▸ **Task requirements**:
Repeat all of the material exactly as given.

# start of Source data

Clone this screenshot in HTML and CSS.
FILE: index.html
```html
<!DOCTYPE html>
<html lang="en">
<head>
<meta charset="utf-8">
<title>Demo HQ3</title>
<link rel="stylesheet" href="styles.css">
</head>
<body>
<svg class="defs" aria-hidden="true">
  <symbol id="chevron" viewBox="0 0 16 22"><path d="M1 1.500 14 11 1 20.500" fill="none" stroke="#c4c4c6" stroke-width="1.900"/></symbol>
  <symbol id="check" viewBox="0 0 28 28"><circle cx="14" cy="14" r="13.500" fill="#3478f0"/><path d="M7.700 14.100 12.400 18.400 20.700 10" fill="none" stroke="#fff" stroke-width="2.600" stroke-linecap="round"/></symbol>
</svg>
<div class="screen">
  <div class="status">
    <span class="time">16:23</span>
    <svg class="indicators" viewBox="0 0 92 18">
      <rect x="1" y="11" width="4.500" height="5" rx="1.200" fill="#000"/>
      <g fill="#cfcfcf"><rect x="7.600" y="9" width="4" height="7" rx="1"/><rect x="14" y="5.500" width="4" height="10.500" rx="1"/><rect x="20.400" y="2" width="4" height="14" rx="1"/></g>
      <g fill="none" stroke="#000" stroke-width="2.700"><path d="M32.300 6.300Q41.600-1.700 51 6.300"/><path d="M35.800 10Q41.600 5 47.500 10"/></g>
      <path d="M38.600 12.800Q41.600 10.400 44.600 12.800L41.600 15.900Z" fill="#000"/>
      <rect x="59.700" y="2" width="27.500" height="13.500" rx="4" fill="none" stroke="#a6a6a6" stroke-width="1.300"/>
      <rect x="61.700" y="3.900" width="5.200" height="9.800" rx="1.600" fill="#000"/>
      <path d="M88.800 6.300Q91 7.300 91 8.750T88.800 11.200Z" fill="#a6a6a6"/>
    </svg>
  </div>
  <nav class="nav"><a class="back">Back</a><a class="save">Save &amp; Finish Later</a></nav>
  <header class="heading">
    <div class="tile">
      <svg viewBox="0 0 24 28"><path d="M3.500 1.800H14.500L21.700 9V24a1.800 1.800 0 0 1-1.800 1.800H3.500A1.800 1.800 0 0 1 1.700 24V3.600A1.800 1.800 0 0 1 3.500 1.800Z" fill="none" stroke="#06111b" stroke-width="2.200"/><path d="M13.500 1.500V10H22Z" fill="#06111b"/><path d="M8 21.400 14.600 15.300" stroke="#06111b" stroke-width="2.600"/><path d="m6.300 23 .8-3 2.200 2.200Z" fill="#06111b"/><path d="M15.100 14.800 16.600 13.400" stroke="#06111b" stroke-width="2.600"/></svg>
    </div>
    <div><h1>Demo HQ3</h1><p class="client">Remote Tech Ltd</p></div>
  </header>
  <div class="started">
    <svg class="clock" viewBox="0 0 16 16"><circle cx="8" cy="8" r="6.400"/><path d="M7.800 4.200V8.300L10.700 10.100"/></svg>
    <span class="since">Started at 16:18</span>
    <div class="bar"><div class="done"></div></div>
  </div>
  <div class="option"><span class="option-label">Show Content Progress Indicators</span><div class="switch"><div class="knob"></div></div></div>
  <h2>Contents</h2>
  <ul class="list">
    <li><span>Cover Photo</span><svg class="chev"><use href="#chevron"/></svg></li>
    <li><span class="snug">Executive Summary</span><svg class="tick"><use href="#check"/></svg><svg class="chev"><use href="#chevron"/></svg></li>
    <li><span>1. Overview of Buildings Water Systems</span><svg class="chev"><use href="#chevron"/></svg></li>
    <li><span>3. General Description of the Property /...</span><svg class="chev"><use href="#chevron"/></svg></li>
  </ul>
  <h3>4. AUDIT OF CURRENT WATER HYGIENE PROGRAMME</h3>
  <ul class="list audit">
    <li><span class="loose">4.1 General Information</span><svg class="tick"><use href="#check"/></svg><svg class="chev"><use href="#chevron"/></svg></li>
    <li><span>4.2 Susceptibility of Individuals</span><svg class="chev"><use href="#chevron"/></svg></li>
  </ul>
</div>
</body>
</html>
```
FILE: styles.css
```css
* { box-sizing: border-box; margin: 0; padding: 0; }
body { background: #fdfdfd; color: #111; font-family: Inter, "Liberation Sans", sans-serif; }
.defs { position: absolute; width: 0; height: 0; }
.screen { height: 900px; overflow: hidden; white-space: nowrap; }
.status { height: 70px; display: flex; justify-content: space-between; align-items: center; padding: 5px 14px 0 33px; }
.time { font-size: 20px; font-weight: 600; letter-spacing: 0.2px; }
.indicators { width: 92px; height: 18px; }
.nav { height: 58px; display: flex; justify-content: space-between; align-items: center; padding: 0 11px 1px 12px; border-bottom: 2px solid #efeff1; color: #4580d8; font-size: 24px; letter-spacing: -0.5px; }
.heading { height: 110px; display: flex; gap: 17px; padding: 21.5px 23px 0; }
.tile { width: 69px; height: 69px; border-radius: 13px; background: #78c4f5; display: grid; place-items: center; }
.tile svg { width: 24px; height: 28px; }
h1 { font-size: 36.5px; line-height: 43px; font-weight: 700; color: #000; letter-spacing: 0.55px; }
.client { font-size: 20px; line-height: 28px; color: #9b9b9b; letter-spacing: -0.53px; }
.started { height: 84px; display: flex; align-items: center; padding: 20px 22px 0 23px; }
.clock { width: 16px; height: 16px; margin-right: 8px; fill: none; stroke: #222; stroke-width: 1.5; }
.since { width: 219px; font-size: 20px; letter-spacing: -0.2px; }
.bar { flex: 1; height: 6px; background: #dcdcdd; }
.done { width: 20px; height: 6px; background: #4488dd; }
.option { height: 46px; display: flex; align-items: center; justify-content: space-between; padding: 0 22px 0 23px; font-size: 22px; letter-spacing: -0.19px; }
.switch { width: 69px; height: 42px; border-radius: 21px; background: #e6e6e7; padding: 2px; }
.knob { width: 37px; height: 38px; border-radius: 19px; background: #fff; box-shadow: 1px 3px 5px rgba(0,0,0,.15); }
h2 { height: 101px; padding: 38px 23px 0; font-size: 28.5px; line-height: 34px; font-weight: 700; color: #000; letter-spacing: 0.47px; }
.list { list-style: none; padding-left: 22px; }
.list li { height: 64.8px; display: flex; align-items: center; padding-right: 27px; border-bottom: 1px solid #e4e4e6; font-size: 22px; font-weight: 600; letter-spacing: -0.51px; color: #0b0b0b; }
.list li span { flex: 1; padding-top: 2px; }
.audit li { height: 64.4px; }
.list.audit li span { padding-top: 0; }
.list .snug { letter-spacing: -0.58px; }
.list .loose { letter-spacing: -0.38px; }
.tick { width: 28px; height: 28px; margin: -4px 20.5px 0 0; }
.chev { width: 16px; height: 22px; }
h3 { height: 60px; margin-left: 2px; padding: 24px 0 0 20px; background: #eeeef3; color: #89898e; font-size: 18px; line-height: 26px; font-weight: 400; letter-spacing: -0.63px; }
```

# end of Source data

▸ **Written response**:
Clone this screenshot in HTML and CSS.
FILE: index.html
```html
<!DOCTYPE html>
<html lang="en">
<head>
<meta charset="utf-8">
<title>Demo HQ3</title>
<link rel="stylesheet" href="styles.css">
</head>
<body>
<svg class="defs" aria-hidden="true">
  <symbol id="chevron" viewBox="0 0 16 22"><path d="M1 1.500 14 11 1 20.500" fill="none" stroke="#c4c4c6" stroke-width="1.900"/></symbol>
  <symbol id="check" viewBox="0 0 28 28"><circle cx="14" cy="14" r="13.500" fill="#3478f0"/><path d="M7.700 14.100 12.400 18.400 20.700 10" fill="none" stroke="#fff" stroke-width="2.600" stroke-linecap="round"/></symbol>
</svg>
<div class="screen">
  <div class="status">
    <span class="time">16:23</span>
    <svg class="indicators" viewBox="0 0 92 18">
      <rect x="1" y="11" width="4.500" height="5" rx="1.200" fill="#000"/>
      <g fill="#cfcfcf"><rect x="7.600" y="9" width="4" height="7" rx="1"/><rect x="14" y="5.500" width="4" height="10.500" rx="1"/><rect x="20.400" y="2" width="4" height="14" rx="1"/></g>
      <g fill="none" stroke="#000" stroke-width="2.700"><path d="M32.300 6.300Q41.600-1.700 51 6.300"/><path d="M35.800 10Q41.600 5 47.500 10"/></g>
      <path d="M38.600 12.800Q41.600 10.400 44.600 12.800L41.600 15.900Z" fill="#000"/>
      <rect x="59.700" y="2" width="27.500" height="13.500" rx="4" fill="none" stroke="#a6a6a6" stroke-width="1.300"/>
      <rect x="61.700" y="3.900" width="5.200" height="9.800" rx="1.600" fill="#000"/>
      <path d="M88.800 6.300Q91 7.300 91 8.750T88.800 11.200Z" fill="#a6a6a6"/>
    </svg>
  </div>
  <nav class="nav"><a class="back">Back</a><a class="save">Save &amp; Finish Later</a></nav>
  <header class="heading">
    <div class="tile">
      <svg viewBox="0 0 24 28"><path d="M3.500 1.800H14.500L21.700 9V24a1.800 1.800 0 0 1-1.800 1.800H3.500A1.800 1.800 0 0 1 1.700 24V3.600A1.800 1.800 0 0 1 3.500 1.800Z" fill="none" stroke="#06111b" stroke-width="2.200"/><path d="M13.500 1.500V10H22Z" fill="#06111b"/><path d="M8 21.400 14.600 15.300" stroke="#06111b" stroke-width="2.600"/><path d="m6.300 23 .8-3 2.200 2.200Z" fill="#06111b"/><path d="M15.100 14.800 16.600 13.400" stroke="#06111b" stroke-width="2.600"/></svg>
    </div>
    <div><h1>Demo HQ3</h1><p class="client">Remote Tech Ltd</p></div>
  </header>
  <div class="started">
    <svg class="clock" viewBox="0 0 16 16"><circle cx="8" cy="8" r="6.400"/><path d="M7.800 4.200V8.300L10.700 10.100"/></svg>
    <span class="since">Started at 16:18</span>
    <div class="bar"><div class="done"></div></div>
  </div>
  <div class="option"><span class="option-label">Show Content Progress Indicators</span><div class="switch"><div class="knob"></div></div></div>
  <h2>Contents</h2>
  <ul class="list">
    <li><span>Cover Photo</span><svg class="chev"><use href="#chevron"/></svg></li>
    <li><span class="snug">Executive Summary</span><svg class="tick"><use href="#check"/></svg><svg class="chev"><use href="#chevron"/></svg></li>
    <li><span>1. Overview of Buildings Water Systems</span><svg class="chev"><use href="#chevron"/></svg></li>
    <li><span>3. General Description of the Property /...</span><svg class="chev"><use href="#chevron"/></svg></li>
  </ul>
  <h3>4. AUDIT OF CURRENT WATER HYGIENE PROGRAMME</h3>
  <ul class="list audit">
    <li><span class="loose">4.1 General Information</span><svg class="tick"><use href="#check"/></svg><svg class="chev"><use href="#chevron"/></svg></li>
    <li><span>4.2 Susceptibility of Individuals</span><svg class="chev"><use href="#chevron"/></svg></li>
  </ul>
</div>
</body>
</html>
```
FILE: styles.css
```css
* { box-sizing: border-box; margin: 0; padding: 0; }
body { background: #fdfdfd; color: #111; font-family: Inter, "Liberation Sans", sans-serif; }
.defs { position: absolute; width: 0; height: 0; }
.screen { height: 900px; overflow: hidden; white-space: nowrap; }
.status { height: 70px; display: flex; justify-content: space-between; align-items: center; padding: 5px 14px 0 33px; }
.time { font-size: 20px; font-weight: 600; letter-spacing: 0.2px; }
.indicators { width: 92px; height: 18px; }
.nav { height: 58px; display: flex; justify-content: space-between; align-items: center; padding: 0 11px 1px 12px; border-bottom: 2px solid #efeff1; color: #4580d8; font-size: 24px; letter-spacing: -0.5px; }
.heading { height: 110px; display: flex; gap: 17px; padding: 21.5px 23px 0; }
.tile { width: 69px; height: 69px; border-radius: 13px; background: #78c4f5; display: grid; place-items: center; }
.tile svg { width: 24px; height: 28px; }
h1 { font-size: 36.5px; line-height: 43px; font-weight: 700; color: #000; letter-spacing: 0.55px; }
.client { font-size: 20px; line-height: 28px; color: #9b9b9b; letter-spacing: -0.53px; }
.started { height: 84px; display: flex; align-items: center; padding: 20px 22px 0 23px; }
.clock { width: 16px; height: 16px; margin-right: 8px; fill: none; stroke: #222; stroke-width: 1.5; }
.since { width: 219px; font-size: 20px; letter-spacing: -0.2px; }
.bar { flex: 1; height: 6px; background: #dcdcdd; }
.done { width: 20px; height: 6px; background: #4488dd; }
.option { height: 46px; display: flex; align-items: center; justify-content: space-between; padding: 0 22px 0 23px; font-size: 22px; letter-spacing: -0.19px; }
.switch { width: 69px; height: 42px; border-radius: 21px; background: #e6e6e7; padding: 2px; }
.knob { width: 37px; height: 38px; border-radius: 19px; background: #fff; box-shadow: 1px 3px 5px rgba(0,0,0,.15); }
h2 { height: 101px; padding: 38px 23px 0; font-size: 28.5px; line-height: 34px; font-weight: 700; color: #000; letter-spacing: 0.47px; }
.list { list-style: none; padding-left: 22px; }
.list li { height: 64.8px; display: flex; align-items: center; padding-right: 27px; border-bottom: 1px solid #e4e4e6; font-size: 22px; font-weight: 600; letter-spacing: -0.51px; color: #0b0b0b; }
.list li span { flex: 1; padding-top: 2px; }
.audit li { height: 64.4px; }
.list.audit li span { padding-top: 0; }
.list .snug { letter-spacing: -0.58px; }
.list .loose { letter-spacing: -0.38px; }
.tick { width: 28px; height: 28px; margin: -4px 20.5px 0 0; }
.chev { width: 16px; height: 22px; }
h3 { height: 60px; margin-left: 2px; padding: 24px 0 0 20px; background: #eeeef3; color: #89898e; font-size: 18px; line-height: 26px; font-weight: 400; letter-spacing: -0.63px; }
```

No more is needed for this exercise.